◆ **Prompt**
The answer should be a single number: how many lines of the entries below hold the word "React".

◆ **Material supplied**
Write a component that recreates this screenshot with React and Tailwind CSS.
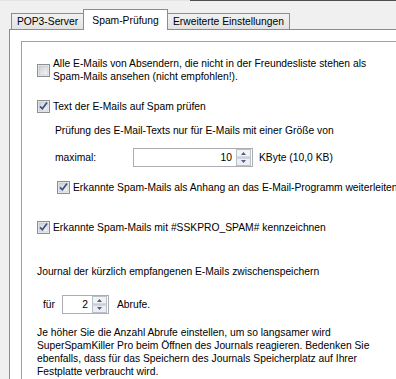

--

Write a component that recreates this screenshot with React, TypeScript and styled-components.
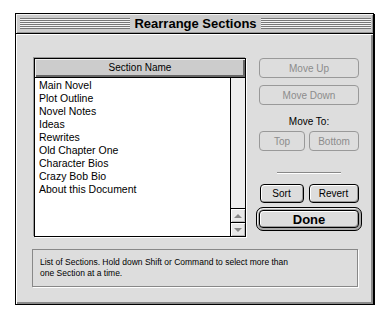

---

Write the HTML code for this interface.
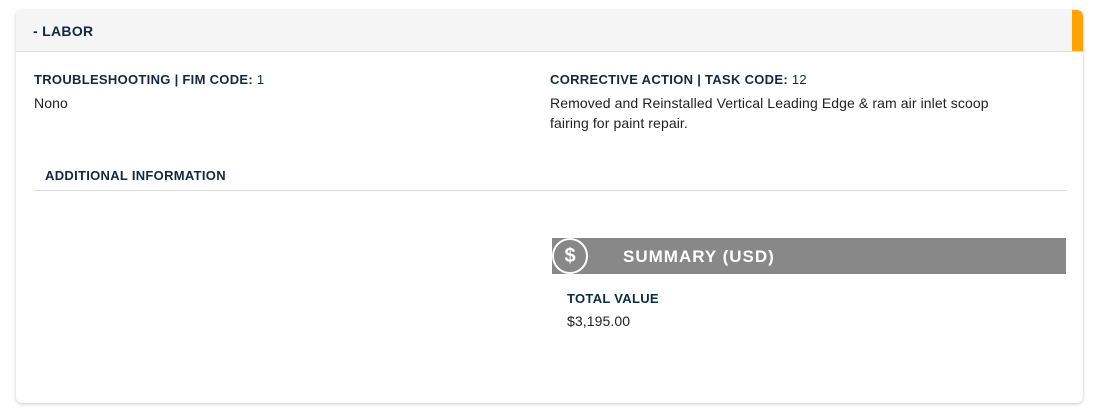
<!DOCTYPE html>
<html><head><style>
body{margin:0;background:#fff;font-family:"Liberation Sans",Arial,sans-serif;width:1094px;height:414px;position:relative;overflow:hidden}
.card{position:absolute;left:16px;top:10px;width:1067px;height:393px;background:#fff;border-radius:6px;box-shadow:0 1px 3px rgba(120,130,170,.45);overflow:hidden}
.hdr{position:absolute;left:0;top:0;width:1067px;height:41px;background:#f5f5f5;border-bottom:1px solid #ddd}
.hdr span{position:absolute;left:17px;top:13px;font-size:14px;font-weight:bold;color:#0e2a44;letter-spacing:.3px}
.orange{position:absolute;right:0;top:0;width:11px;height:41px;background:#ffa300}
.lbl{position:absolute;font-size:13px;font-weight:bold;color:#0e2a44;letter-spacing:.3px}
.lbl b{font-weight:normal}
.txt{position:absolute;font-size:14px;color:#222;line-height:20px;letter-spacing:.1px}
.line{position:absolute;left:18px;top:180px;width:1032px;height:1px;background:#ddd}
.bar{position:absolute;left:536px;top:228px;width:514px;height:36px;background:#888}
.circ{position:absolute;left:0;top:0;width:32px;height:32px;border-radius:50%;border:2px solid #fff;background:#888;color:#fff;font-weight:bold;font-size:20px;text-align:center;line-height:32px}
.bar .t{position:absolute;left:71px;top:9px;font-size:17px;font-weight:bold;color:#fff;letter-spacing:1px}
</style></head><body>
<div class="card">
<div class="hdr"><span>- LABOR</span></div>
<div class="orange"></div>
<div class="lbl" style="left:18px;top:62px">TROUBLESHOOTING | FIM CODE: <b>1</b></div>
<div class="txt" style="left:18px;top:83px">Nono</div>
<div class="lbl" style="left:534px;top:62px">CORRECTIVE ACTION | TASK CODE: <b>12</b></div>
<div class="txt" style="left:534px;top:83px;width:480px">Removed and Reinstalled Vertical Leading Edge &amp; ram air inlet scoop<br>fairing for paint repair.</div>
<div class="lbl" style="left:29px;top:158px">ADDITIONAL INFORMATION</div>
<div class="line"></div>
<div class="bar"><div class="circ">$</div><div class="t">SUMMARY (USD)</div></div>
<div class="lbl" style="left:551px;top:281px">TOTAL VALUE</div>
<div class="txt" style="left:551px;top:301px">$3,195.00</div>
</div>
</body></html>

◆ **Response to the exercise**
2